The Fernandez family would make a fourth attempt. They would go to Mexico this time, a longer trip, but with fewer patrol boats. Fernandez got seasick and passed out for 24 hours. At one point, his mother fell overboard and Fernandez jumped into the water and pulled her 60 feet back into the boat. They made it. They'd end up in America.

So imagine that.

His story is an American story, with a family willing to risk their lives to get here. In high school in Tampa, Florida, he took extra English classes to learn the language. His right arm developed into something special. The Miami Marlins drafted him in the first round in 2011 and he so dominated Class A ball in 2012 that he opened 2013 with the big league club.
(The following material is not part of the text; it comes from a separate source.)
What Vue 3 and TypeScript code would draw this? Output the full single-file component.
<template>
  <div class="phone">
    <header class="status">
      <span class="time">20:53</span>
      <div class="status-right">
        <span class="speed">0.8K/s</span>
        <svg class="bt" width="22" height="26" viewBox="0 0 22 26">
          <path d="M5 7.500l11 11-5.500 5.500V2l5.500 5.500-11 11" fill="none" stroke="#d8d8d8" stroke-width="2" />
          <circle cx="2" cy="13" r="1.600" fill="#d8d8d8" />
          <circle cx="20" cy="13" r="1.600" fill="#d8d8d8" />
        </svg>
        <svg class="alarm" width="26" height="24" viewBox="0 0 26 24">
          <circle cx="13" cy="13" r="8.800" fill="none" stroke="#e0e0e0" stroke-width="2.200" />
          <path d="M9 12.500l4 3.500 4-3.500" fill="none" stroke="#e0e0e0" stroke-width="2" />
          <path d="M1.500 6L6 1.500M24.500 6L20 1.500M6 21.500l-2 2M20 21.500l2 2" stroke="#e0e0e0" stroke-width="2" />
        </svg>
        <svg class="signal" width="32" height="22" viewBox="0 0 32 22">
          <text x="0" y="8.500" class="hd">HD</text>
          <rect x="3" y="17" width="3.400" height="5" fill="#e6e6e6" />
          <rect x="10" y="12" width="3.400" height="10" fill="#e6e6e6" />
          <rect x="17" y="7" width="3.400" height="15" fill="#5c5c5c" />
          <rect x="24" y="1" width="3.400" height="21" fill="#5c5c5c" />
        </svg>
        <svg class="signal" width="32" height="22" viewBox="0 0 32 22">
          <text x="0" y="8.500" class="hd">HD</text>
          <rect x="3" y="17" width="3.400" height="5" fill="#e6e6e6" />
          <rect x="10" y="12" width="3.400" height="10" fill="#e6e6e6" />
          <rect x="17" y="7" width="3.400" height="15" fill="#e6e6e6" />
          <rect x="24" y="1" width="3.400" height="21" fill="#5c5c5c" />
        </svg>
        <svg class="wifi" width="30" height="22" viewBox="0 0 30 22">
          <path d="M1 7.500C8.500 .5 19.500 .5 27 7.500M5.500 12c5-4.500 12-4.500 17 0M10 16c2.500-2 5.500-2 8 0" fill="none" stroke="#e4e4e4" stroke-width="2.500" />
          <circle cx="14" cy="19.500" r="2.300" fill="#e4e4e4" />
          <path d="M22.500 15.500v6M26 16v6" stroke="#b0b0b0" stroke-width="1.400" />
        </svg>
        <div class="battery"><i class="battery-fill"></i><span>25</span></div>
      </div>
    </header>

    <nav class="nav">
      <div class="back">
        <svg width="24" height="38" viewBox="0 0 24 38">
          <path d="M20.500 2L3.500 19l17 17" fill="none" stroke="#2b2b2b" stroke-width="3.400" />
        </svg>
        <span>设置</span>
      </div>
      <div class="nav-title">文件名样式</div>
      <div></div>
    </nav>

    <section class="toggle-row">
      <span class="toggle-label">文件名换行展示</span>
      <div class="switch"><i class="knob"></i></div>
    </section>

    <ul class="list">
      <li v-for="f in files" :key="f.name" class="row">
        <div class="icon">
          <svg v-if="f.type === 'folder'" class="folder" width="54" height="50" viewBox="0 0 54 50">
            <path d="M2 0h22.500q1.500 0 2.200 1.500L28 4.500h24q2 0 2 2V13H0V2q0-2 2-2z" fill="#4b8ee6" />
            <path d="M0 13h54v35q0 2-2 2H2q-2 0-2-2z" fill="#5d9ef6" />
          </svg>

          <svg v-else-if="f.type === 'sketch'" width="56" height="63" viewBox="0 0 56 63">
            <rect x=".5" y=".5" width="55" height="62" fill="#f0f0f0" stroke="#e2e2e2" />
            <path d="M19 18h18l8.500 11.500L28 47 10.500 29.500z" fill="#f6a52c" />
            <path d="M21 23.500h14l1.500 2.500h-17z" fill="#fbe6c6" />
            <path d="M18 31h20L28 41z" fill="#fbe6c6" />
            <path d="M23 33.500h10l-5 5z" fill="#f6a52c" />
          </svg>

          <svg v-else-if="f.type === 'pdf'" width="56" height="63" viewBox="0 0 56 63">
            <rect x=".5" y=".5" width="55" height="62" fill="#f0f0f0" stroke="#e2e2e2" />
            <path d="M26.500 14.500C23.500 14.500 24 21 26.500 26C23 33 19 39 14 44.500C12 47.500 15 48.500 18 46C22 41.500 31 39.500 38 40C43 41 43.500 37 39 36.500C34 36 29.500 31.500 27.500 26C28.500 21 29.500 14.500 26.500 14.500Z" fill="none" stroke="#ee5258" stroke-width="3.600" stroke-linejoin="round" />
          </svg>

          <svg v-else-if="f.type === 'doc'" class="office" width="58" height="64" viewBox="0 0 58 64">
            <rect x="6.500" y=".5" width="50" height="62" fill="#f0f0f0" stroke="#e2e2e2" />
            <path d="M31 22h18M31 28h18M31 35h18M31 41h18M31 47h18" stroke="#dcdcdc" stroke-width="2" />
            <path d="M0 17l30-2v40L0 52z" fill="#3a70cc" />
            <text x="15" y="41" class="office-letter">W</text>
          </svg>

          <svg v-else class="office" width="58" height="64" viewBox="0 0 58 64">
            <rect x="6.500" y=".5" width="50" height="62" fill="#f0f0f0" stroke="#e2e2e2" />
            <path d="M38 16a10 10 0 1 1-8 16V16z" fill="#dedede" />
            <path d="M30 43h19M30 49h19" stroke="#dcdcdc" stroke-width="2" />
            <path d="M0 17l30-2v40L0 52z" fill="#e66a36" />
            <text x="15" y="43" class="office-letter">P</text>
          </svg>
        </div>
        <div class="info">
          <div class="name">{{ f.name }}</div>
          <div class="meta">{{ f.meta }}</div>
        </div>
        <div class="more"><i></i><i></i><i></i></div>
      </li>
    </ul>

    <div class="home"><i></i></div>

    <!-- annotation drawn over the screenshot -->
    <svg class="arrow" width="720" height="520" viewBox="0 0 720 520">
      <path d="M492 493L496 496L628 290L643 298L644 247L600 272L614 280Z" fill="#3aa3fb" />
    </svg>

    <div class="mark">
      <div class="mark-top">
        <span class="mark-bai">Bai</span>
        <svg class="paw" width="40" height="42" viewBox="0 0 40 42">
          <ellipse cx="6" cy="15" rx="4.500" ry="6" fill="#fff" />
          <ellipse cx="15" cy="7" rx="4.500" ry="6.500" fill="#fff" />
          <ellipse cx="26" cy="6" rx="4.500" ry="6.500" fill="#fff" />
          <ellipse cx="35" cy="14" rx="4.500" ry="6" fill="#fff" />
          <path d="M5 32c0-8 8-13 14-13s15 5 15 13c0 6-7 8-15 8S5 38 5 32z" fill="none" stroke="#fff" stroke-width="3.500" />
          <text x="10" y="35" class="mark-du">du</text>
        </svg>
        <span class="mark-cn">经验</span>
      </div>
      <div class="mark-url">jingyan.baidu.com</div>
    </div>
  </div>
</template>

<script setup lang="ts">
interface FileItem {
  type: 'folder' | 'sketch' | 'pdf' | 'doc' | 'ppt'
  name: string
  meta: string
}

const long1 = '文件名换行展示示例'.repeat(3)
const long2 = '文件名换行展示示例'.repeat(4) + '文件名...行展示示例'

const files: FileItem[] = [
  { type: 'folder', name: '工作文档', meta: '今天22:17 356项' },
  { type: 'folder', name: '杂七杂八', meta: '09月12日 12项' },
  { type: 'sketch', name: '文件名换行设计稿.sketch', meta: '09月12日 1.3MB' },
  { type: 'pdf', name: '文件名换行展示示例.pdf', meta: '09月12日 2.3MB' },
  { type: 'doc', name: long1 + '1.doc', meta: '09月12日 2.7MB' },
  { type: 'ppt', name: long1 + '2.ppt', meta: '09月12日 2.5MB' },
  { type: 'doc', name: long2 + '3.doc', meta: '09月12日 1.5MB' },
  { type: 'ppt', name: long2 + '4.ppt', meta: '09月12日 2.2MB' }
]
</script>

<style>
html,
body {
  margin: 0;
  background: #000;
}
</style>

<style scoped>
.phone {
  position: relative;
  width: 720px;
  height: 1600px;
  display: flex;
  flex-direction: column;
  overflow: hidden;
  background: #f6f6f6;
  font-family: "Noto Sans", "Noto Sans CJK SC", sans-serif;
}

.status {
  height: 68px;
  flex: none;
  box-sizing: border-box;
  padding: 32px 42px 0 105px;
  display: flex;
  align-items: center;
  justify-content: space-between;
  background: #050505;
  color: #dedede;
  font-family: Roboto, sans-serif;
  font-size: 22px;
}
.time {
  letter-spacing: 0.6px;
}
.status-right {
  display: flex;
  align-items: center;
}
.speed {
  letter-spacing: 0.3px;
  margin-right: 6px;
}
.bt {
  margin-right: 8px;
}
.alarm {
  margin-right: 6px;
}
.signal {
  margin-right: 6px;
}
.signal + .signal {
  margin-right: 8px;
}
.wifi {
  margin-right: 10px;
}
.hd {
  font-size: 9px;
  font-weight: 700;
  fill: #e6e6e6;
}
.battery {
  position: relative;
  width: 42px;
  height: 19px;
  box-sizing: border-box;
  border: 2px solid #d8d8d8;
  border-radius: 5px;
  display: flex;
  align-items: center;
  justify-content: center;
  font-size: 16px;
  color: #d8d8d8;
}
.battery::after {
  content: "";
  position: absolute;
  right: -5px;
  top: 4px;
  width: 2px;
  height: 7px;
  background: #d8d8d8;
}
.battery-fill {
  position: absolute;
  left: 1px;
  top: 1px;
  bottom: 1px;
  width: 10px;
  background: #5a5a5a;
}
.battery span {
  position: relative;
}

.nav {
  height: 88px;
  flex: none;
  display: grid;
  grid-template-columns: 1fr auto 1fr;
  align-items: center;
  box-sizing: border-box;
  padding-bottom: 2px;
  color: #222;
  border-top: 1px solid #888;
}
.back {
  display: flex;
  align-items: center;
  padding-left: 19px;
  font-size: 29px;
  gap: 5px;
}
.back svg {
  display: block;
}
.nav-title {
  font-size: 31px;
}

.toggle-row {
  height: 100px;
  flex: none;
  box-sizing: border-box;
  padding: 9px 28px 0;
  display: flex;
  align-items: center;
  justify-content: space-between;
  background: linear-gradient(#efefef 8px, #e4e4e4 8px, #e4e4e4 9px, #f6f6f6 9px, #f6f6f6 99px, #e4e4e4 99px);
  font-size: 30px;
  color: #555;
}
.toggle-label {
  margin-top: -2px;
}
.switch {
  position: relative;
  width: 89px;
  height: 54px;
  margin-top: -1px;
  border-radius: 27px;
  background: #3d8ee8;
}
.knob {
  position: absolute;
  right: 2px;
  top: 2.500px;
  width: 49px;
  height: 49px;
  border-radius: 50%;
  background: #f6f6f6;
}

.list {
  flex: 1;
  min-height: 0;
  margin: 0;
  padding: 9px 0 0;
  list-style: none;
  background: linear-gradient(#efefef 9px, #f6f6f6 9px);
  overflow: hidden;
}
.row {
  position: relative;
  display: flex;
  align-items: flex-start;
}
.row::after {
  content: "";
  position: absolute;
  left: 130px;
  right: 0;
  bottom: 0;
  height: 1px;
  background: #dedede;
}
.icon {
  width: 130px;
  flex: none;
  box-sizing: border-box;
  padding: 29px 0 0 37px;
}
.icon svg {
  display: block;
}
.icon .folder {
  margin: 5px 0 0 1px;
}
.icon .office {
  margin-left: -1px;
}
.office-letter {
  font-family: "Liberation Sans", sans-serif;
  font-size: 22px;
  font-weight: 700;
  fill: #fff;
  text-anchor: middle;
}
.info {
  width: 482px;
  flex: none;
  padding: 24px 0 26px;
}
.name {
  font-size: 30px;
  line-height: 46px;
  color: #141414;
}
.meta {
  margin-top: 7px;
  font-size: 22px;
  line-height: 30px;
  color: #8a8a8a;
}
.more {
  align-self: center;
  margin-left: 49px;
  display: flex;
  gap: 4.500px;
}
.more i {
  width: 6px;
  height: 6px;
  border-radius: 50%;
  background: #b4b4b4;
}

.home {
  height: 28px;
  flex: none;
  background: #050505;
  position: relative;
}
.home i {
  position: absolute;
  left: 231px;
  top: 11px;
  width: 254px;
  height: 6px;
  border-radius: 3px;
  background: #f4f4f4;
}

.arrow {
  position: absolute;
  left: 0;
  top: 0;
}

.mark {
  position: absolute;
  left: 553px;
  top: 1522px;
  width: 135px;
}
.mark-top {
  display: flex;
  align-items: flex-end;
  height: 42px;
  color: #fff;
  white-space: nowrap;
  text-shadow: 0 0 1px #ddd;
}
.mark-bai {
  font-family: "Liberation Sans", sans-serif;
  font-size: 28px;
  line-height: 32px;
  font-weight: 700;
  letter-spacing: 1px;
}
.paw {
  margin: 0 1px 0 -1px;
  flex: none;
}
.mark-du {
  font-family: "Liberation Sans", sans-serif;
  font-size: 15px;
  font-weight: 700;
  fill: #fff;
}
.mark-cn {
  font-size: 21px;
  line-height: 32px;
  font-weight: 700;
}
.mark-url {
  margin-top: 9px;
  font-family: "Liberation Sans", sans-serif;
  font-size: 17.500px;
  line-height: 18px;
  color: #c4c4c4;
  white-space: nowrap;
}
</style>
From his first pitch in the majors until the final one he threw Tuesday -- a 91-mph changeup to Daniel Murphy that resulted in a groundout -- he was the most exciting pitcher in the game. It's a short list of pitchers who had stuff that could match Fernandez's: the electric fastball, that slider that seemed to break into infinity, a changeup that was unfair. Who would you put on that list? Pedro Martinez, the young Kerry Wood, Randy Johnson, maybe Dwight Gooden those first couple of years, maybe Nolan Ryan. From eras long ago, Sandy Koufax or Bob Feller.

You could, I suppose, probably devise some "excitement meter" formula to measure this: Strikeout rate and batting average allowed and no-hit probability and fastball velocity and all of that. But how do you measure the infectious enthusiasm and energy that Fernandez brought to the game? His stuff may have reminded of peak Pedro, but he also had elements of Fernando Valenzuela and Mark Fidrych. You couldn't keep your eyes off him.
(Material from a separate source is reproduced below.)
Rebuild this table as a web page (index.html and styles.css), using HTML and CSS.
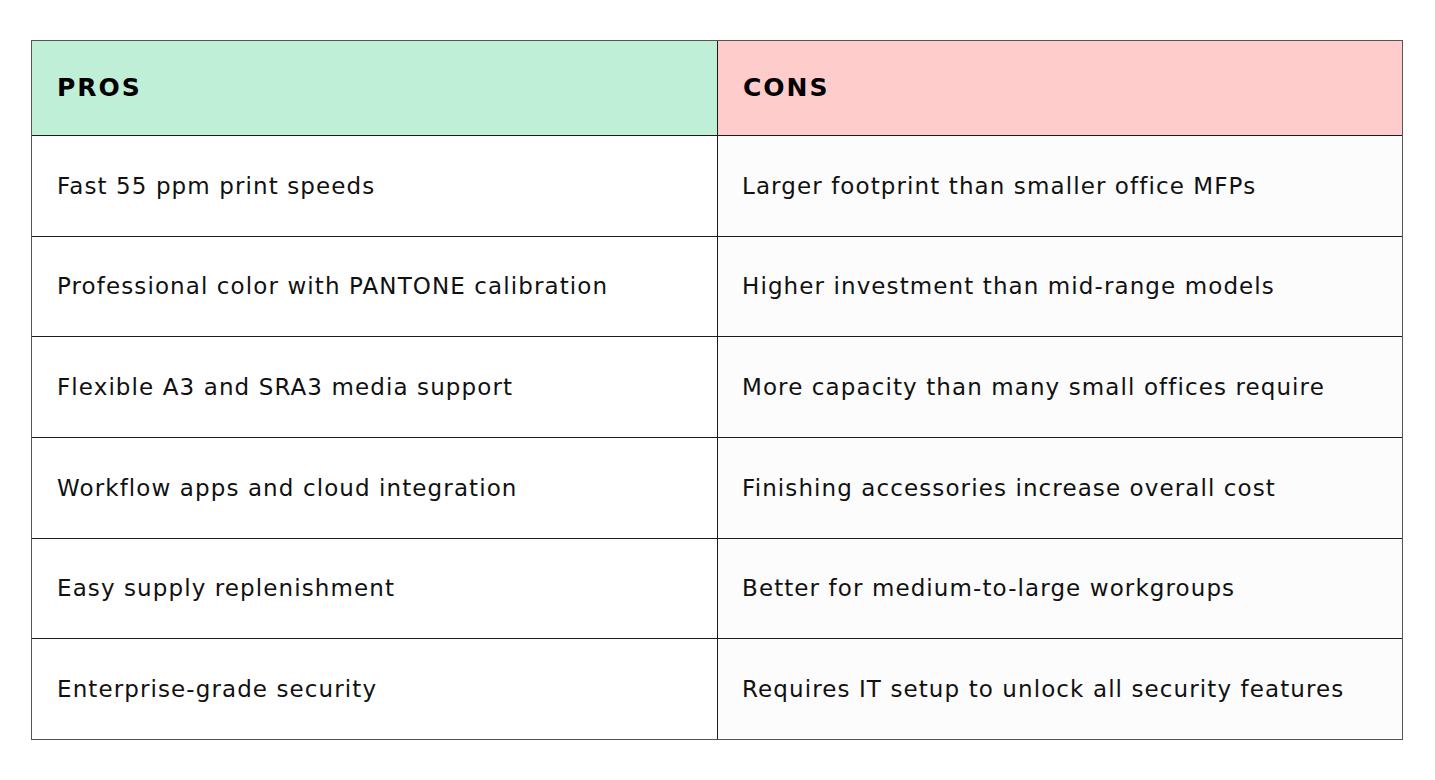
FILE: index.html
```html
<!DOCTYPE html>
<html>
<head>
<meta charset="utf-8">
<link rel="stylesheet" href="styles.css">
</head>
<body>
<div class="table">
  <div class="cell head pros">PROS</div>
  <div class="cell head cons">CONS</div>
  <div class="cell">Fast 55 ppm print speeds</div>
  <div class="cell alt">Larger footprint than smaller office MFPs</div>
  <div class="cell">Professional color with PANTONE calibration</div>
  <div class="cell alt">Higher investment than mid-range models</div>
  <div class="cell">Flexible A3 and SRA3 media support</div>
  <div class="cell alt">More capacity than many small offices require</div>
  <div class="cell">Workflow apps and cloud integration</div>
  <div class="cell alt">Finishing accessories increase overall cost</div>
  <div class="cell">Easy supply replenishment</div>
  <div class="cell alt">Better for medium-to-large workgroups</div>
  <div class="cell">Enterprise-grade security</div>
  <div class="cell alt">Requires IT setup to unlock all security features</div>
</div>
</body>
</html>
```
FILE: styles.css
```css
html, body {
  margin: 0;
  padding: 0;
  background: #ffffff;
}
body {
  padding: 40px 32px 0 31px;
  font-family: "DejaVu Sans", "Open Sans", sans-serif;
  color: #111111;
}
.table {
  width: 1372px;
  display: grid;
  grid-template-columns: 686px 1fr;
  grid-template-rows: 94px repeat(6, 100.67px);
  border: 1px solid #555555;
  box-sizing: border-box;
}
.cell {
  display: flex;
  align-items: center;
  padding-left: 25px;
  font-size: 23px;
  letter-spacing: 1.1px;
  border-top: 1px solid #1c1c1c;
  box-sizing: border-box;
  background: #ffffff;
}
.cell:nth-child(odd) {
  border-right: 1px solid #1c1c1c;
  padding-left: 25px;
}
.cell.alt {
  background: #fcfcfc;
  padding-left: 24px;
}
.head {
  border-top: none;
  font-weight: 700;
  font-size: 25px;
  letter-spacing: 2px;
  color: #000000;
  padding-bottom: 2px;
}
.pros {
  background: #c0efd8;
}
.cons {
  background: #ffcccc;
}
```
On Sunday, everybody talked about his smile, how he remained a big kid even as he became one of the game's best. He had that rare charisma that you can feel even through a TV screen, a personality in a sport that tries to turn everyone into a cyborg of dull professionalism. That joy initially rubbed some players the wrong way; he had a couple of flare-ups with opposing players, who maybe believed the young Cuban was a little too cocky. Did they even know his story?

In my job, I get to sit at home and watch a lot of baseball games. The nature is to focus on the best teams, the important games of the night. But I had to watch Fernandez, even if only for a few innings here and there in a game of little relevance. His first season, he may have lacked the polish of a Clayton Kershaw or Madison Bumgarner, but he was astonishing. Batters hit just .182 against him, as he turned the best hitters in the world into feeble-looking amateurs. Only four starting pitchers have ever allowed a lower average: Pedro, Luis Tiant, Ryan and Koufax. He won Rookie of the Year honors and finished third in the Cy Young voting and then spent the offseason riding his bicycle almost 600 miles a week in order to lose weight. His grandmother made it out of Cuba and got to see him pitch.

He had Tommy John surgery in his second season, and sadly, we know now that getting your elbow cut open is not a tragedy. As you would expect, he worked hard and returned 14 months later. He became an American citizen. This season, he was back to being one of the most dominant pitchers in the majors, the heart and soul of a team that hung in the wild-card race even with the injury problems of Giancarlo Stanton. His final stat line for 2016 will read 16-8, 2.86 ERA, 253 strikeouts in just 182.1 innings. In his third-to-last start, he struck out 14 Dodgers over seven scoreless innings. Then he beat the Braves. Then he beat the Nationals 1-0, striking out 12 and allowing just three hits in eight brilliant innings.

Fernandez told teammates it was the best game he ever pitched.